* **Task statement**:
Give the data again exactly as written, skipping any pictures.

* **Dataset excerpt**:
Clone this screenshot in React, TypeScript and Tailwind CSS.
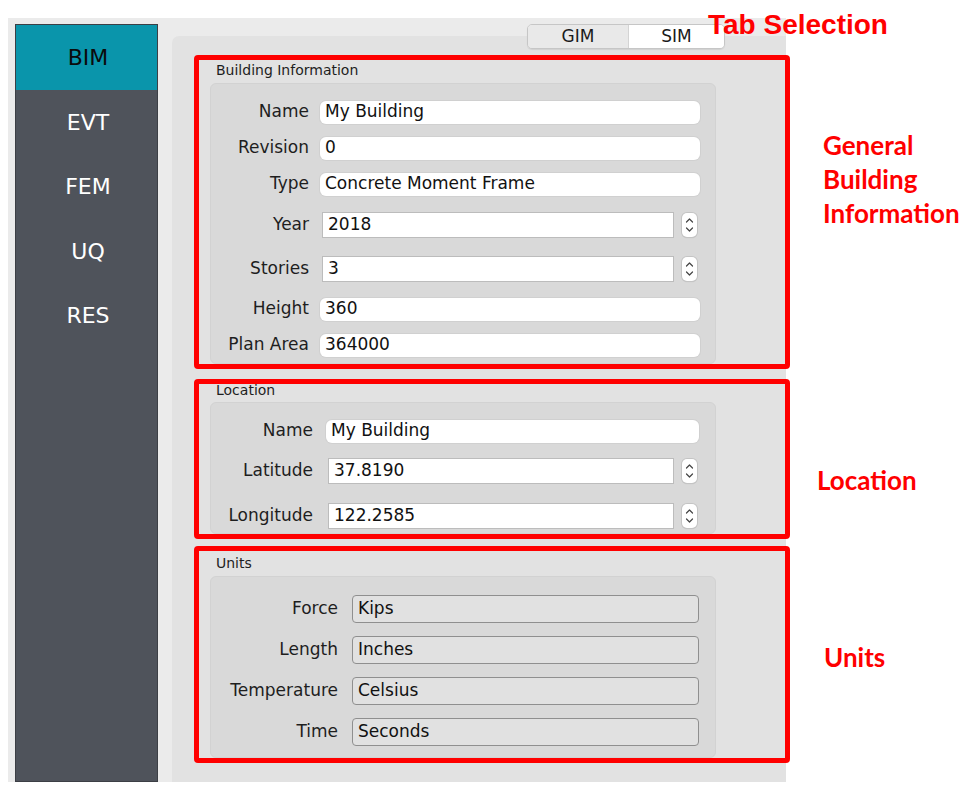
import clsx from "clsx";

const cn = clsx;

type Row = { label: string; value: string; kind: "line" | "spin"; mt: string };

const buildingRows: Row[] = [
  { label: "Name", value: "My Building", kind: "line", mt: "mt-[14px]" },
  { label: "Revision", value: "0", kind: "line", mt: "mt-[8px]" },
  { label: "Type", value: "Concrete Moment Frame", kind: "line", mt: "mt-[8px]" },
  { label: "Year", value: "2018", kind: "spin", mt: "mt-[13px]" },
  { label: "Stories", value: "3", kind: "spin", mt: "mt-[16px]" },
  { label: "Height", value: "360", kind: "line", mt: "mt-[12px]" },
  { label: "Plan Area", value: "364000", kind: "line", mt: "mt-[8px]" },
];

const locationRows: Row[] = [
  { label: "Name", value: "My Building", kind: "line", mt: "mt-[14px]" },
  { label: "Latitude", value: "37.8190", kind: "spin", mt: "mt-[12px]" },
  { label: "Longitude", value: "122.2585", kind: "spin", mt: "mt-[17px]" },
];

const unitRows = [
  { label: "Force", value: "Kips", mt: "mt-[18px]" },
  { label: "Length", value: "Inches", mt: "mt-[13px]" },
  { label: "Temperature", value: "Celsius", mt: "mt-[13px]" },
  { label: "Time", value: "Seconds", mt: "mt-[13px]" },
];

const navItems = ["BIM", "EVT", "FEM", "UQ", "RES"];

function SpinArrows() {
  return (
    <div className="flex h-[24px] w-[15px] items-center justify-center rounded-[5px] bg-white shadow-[0_0_0_1px_#c4c4c4,0_1px_1px_rgba(0,0,0,.15)]">
      <svg width="9" height="16" viewBox="0 0 9 16" fill="none" stroke="#444" strokeWidth="1.2" strokeLinecap="round" strokeLinejoin="round">
        <path d="M1.5 5 L4.5 2 L7.5 5" />
        <path d="M1.5 11 L4.5 14 L7.5 11" />
      </svg>
    </div>
  );
}

function Field({ row, labelW, lineW, spinW, gap }: { row: Row; labelW: string; lineW: string; spinW: string; gap: string }) {
  return (
    <div className={cn("flex h-[28px] items-center", row.mt)}>
      <div className={cn("shrink-0 text-right text-[#1e1e1e]", labelW)}>{row.label}</div>
      <div className={cn("flex items-center", gap)}>
        {row.kind === "line" ? (
          <div className={cn("flex h-[23px] items-center rounded-[6px] bg-white pl-[5px] text-[#111] shadow-[0_0_0_1px_#d0d0d0]", lineW)}>{row.value}</div>
        ) : (
          <div className="ml-[2px] flex items-center gap-[8px]">
            <div className={cn("flex h-[26px] items-center border border-[#bcbcbc] bg-white pl-[5px] text-[#111]", spinW)}>{row.value}</div>
            <SpinArrows />
          </div>
        )}
      </div>
    </div>
  );
}

function Annotation({ children, className }: { children: React.ReactNode; className: string }) {
  return (
    <div className={cn("absolute whitespace-nowrap text-[26px] font-bold leading-[34px] text-[#ff0000]", className)} style={{ fontFamily: "Lato, 'Noto Sans', sans-serif" }}>
      {children}
    </div>
  );
}

export default function App() {
  return (
    <div className="relative h-[791px] w-[972px] overflow-hidden bg-white pl-[8px] pt-[18px] text-[17px]" style={{ fontFamily: "'DejaVu Sans', Verdana, sans-serif" }}>
      <div className="flex h-[764px] w-[778px] bg-[#ebebeb] pl-[7px] pt-[6px]">
        <div className="flex h-[758px] w-[143px] shrink-0 flex-col border border-[#3c3f45] bg-[#4f535b]">
          {navItems.map((item, i) => (
            <div
              key={item}
              className={cn(
                "flex items-center justify-center pl-[3px] text-[22px]",
                i === 0 ? "h-[65px] bg-[#0a95ab] text-[#0b0b0b]" : "h-[64.5px] text-white"
              )}
            >
              {item}
            </div>
          ))}
        </div>

        <div className="relative ml-[14px] mt-[12px] h-[746px] w-[614px] rounded-tl-[7px] bg-[#e2e2e2] pl-[22px] pt-[19px]">
          <div className="absolute left-[355px] top-[-12px] flex h-[25px] w-[198px] overflow-hidden rounded-[5px] border border-[#c6c6c6] text-[17px] text-[#1a1a1a] shadow-[0_1px_1px_rgba(0,0,0,.08)]">
            <div className="flex w-[101px] items-center justify-center border-r border-[#d4d4d4] bg-[#e9e9e9]">GIM</div>
            <div className="flex flex-1 items-center justify-center bg-white">SIM</div>
          </div>

          <section className="relative h-[314px] w-[596px] rounded-[4px] border-[5px] border-[#ff0000]">
            <div className="h-[23px] pl-[17px] pt-[4px] text-[14px] leading-[13px] text-[#1e1e1e]">Building Information</div>
            <div className="ml-[11px] flex h-[281px] w-[506px] flex-col rounded-[6px] border border-[#d2d2d2] bg-[#d9d9d9]">
              {buildingRows.map((row) => (
                <Field key={row.label} row={row} labelW="w-[98px]" gap="ml-[11px]" lineW="w-[380px]" spinW="w-[352px]" />
              ))}
            </div>
            <Annotation className="left-[calc(100%+38px)] top-[68px]">
              General
              <br />
              Building
              <br />
              Information
            </Annotation>
          </section>

          <section className="relative mt-[10px] h-[160px] w-[596px] rounded-[4px] border-[5px] border-[#ff0000]">
            <div className="h-[18px] pl-[17px] text-[14px] leading-[13px] text-[#1e1e1e]">Location</div>
            <div className="ml-[11px] flex h-[132px] w-[506px] flex-col rounded-[6px] border border-[#d2d2d2] bg-[#d9d9d9]">
              {locationRows.map((row) => (
                <Field key={row.label} row={row} labelW="w-[102px]" gap="ml-[13px]" lineW="w-[373px]" spinW="w-[346px]" />
              ))}
            </div>
            <Annotation className="left-[calc(100%+32px)] top-[79px]">Location</Annotation>
          </section>

          <section className="relative mt-[7px] h-[217px] w-[596px] rounded-[4px] border-[5px] border-[#ff0000]">
            <div className="h-[25px] pl-[17px] pt-[6px] text-[14px] leading-[13px] text-[#1e1e1e]">Units</div>
            <div className="ml-[11px] flex h-[182px] w-[506px] flex-col rounded-[6px] border border-[#d2d2d2] bg-[#d9d9d9]">
              {unitRows.map((row) => (
                <div key={row.label} className={cn("flex h-[28px] items-center", row.mt)}>
                  <div className="w-[127px] shrink-0 text-right text-[#1e1e1e]">{row.label}</div>
                  <div className="ml-[14px] flex h-[28px] w-[347px] items-center rounded-[4px] border border-[#8f8f8f] bg-[#e1e1e1] pl-[5px] text-[#111]">
                    {row.value}
                  </div>
                </div>
              ))}
            </div>
            <Annotation className="left-[calc(100%+39px)] top-[89px]">Units</Annotation>
          </section>
        </div>
      </div>

      <div className="absolute left-[708px] top-[11px] whitespace-nowrap text-[28px] font-bold leading-[28px] text-[#ff0000]" style={{ fontFamily: "'Liberation Sans', Arial, sans-serif" }}>
        Tab Selection
      </div>
    </div>
  );
}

* **Task response**:
Clone this screenshot in React, TypeScript and Tailwind CSS.
import clsx from "clsx";

const cn = clsx;

type Row = { label: string; value: string; kind: "line" | "spin"; mt: string };

const buildingRows: Row[] = [
  { label: "Name", value: "My Building", kind: "line", mt: "mt-[14px]" },
  { label: "Revision", value: "0", kind: "line", mt: "mt-[8px]" },
  { label: "Type", value: "Concrete Moment Frame", kind: "line", mt: "mt-[8px]" },
  { label: "Year", value: "2018", kind: "spin", mt: "mt-[13px]" },
  { label: "Stories", value: "3", kind: "spin", mt: "mt-[16px]" },
  { label: "Height", value: "360", kind: "line", mt: "mt-[12px]" },
  { label: "Plan Area", value: "364000", kind: "line", mt: "mt-[8px]" },
];

const locationRows: Row[] = [
  { label: "Name", value: "My Building", kind: "line", mt: "mt-[14px]" },
  { label: "Latitude", value: "37.8190", kind: "spin", mt: "mt-[12px]" },
  { label: "Longitude", value: "122.2585", kind: "spin", mt: "mt-[17px]" },
];

const unitRows = [
  { label: "Force", value: "Kips", mt: "mt-[18px]" },
  { label: "Length", value: "Inches", mt: "mt-[13px]" },
  { label: "Temperature", value: "Celsius", mt: "mt-[13px]" },
  { label: "Time", value: "Seconds", mt: "mt-[13px]" },
];

const navItems = ["BIM", "EVT", "FEM", "UQ", "RES"];

function SpinArrows() {
  return (
    <div className="flex h-[24px] w-[15px] items-center justify-center rounded-[5px] bg-white shadow-[0_0_0_1px_#c4c4c4,0_1px_1px_rgba(0,0,0,.15)]">
      <svg width="9" height="16" viewBox="0 0 9 16" fill="none" stroke="#444" strokeWidth="1.2" strokeLinecap="round" strokeLinejoin="round">
        <path d="M1.5 5 L4.5 2 L7.5 5" />
        <path d="M1.5 11 L4.5 14 L7.5 11" />
      </svg>
    </div>
  );
}

function Field({ row, labelW, lineW, spinW, gap }: { row: Row; labelW: string; lineW: string; spinW: string; gap: string }) {
  return (
    <div className={cn("flex h-[28px] items-center", row.mt)}>
      <div className={cn("shrink-0 text-right text-[#1e1e1e]", labelW)}>{row.label}</div>
      <div className={cn("flex items-center", gap)}>
        {row.kind === "line" ? (
          <div className={cn("flex h-[23px] items-center rounded-[6px] bg-white pl-[5px] text-[#111] shadow-[0_0_0_1px_#d0d0d0]", lineW)}>{row.value}</div>
        ) : (
          <div className="ml-[2px] flex items-center gap-[8px]">
            <div className={cn("flex h-[26px] items-center border border-[#bcbcbc] bg-white pl-[5px] text-[#111]", spinW)}>{row.value}</div>
            <SpinArrows />
          </div>
        )}
      </div>
    </div>
  );
}

function Annotation({ children, className }: { children: React.ReactNode; className: string }) {
  return (
    <div className={cn("absolute whitespace-nowrap text-[26px] font-bold leading-[34px] text-[#ff0000]", className)} style={{ fontFamily: "Lato, 'Noto Sans', sans-serif" }}>
      {children}
    </div>
  );
}

export default function App() {
  return (
    <div className="relative h-[791px] w-[972px] overflow-hidden bg-white pl-[8px] pt-[18px] text-[17px]" style={{ fontFamily: "'DejaVu Sans', Verdana, sans-serif" }}>
      <div className="flex h-[764px] w-[778px] bg-[#ebebeb] pl-[7px] pt-[6px]">
        <div className="flex h-[758px] w-[143px] shrink-0 flex-col border border-[#3c3f45] bg-[#4f535b]">
          {navItems.map((item, i) => (
            <div
              key={item}
              className={cn(
                "flex items-center justify-center pl-[3px] text-[22px]",
                i === 0 ? "h-[65px] bg-[#0a95ab] text-[#0b0b0b]" : "h-[64.5px] text-white"
              )}
            >
              {item}
            </div>
          ))}
        </div>

        <div className="relative ml-[14px] mt-[12px] h-[746px] w-[614px] rounded-tl-[7px] bg-[#e2e2e2] pl-[22px] pt-[19px]">
          <div className="absolute left-[355px] top-[-12px] flex h-[25px] w-[198px] overflow-hidden rounded-[5px] border border-[#c6c6c6] text-[17px] text-[#1a1a1a] shadow-[0_1px_1px_rgba(0,0,0,.08)]">
            <div className="flex w-[101px] items-center justify-center border-r border-[#d4d4d4] bg-[#e9e9e9]">GIM</div>
            <div className="flex flex-1 items-center justify-center bg-white">SIM</div>
          </div>

          <section className="relative h-[314px] w-[596px] rounded-[4px] border-[5px] border-[#ff0000]">
            <div className="h-[23px] pl-[17px] pt-[4px] text-[14px] leading-[13px] text-[#1e1e1e]">Building Information</div>
            <div className="ml-[11px] flex h-[281px] w-[506px] flex-col rounded-[6px] border border-[#d2d2d2] bg-[#d9d9d9]">
              {buildingRows.map((row) => (
                <Field key={row.label} row={row} labelW="w-[98px]" gap="ml-[11px]" lineW="w-[380px]" spinW="w-[352px]" />
              ))}
            </div>
            <Annotation className="left-[calc(100%+38px)] top-[68px]">
              General
              <br />
              Building
              <br />
              Information
            </Annotation>
          </section>

          <section className="relative mt-[10px] h-[160px] w-[596px] rounded-[4px] border-[5px] border-[#ff0000]">
            <div className="h-[18px] pl-[17px] text-[14px] leading-[13px] text-[#1e1e1e]">Location</div>
            <div className="ml-[11px] flex h-[132px] w-[506px] flex-col rounded-[6px] border border-[#d2d2d2] bg-[#d9d9d9]">
              {locationRows.map((row) => (
                <Field key={row.label} row={row} labelW="w-[102px]" gap="ml-[13px]" lineW="w-[373px]" spinW="w-[346px]" />
              ))}
            </div>
            <Annotation className="left-[calc(100%+32px)] top-[79px]">Location</Annotation>
          </section>

          <section className="relative mt-[7px] h-[217px] w-[596px] rounded-[4px] border-[5px] border-[#ff0000]">
            <div className="h-[25px] pl-[17px] pt-[6px] text-[14px] leading-[13px] text-[#1e1e1e]">Units</div>
            <div className="ml-[11px] flex h-[182px] w-[506px] flex-col rounded-[6px] border border-[#d2d2d2] bg-[#d9d9d9]">
              {unitRows.map((row) => (
                <div key={row.label} className={cn("flex h-[28px] items-center", row.mt)}>
                  <div className="w-[127px] shrink-0 text-right text-[#1e1e1e]">{row.label}</div>
                  <div className="ml-[14px] flex h-[28px] w-[347px] items-center rounded-[4px] border border-[#8f8f8f] bg-[#e1e1e1] pl-[5px] text-[#111]">
                    {row.value}
                  </div>
                </div>
              ))}
            </div>
            <Annotation className="left-[calc(100%+39px)] top-[89px]">Units</Annotation>
          </section>
        </div>
      </div>

      <div className="absolute left-[708px] top-[11px] whitespace-nowrap text-[28px] font-bold leading-[28px] text-[#ff0000]" style={{ fontFamily: "'Liberation Sans', Arial, sans-serif" }}>
        Tab Selection
      </div>
    </div>
  );
}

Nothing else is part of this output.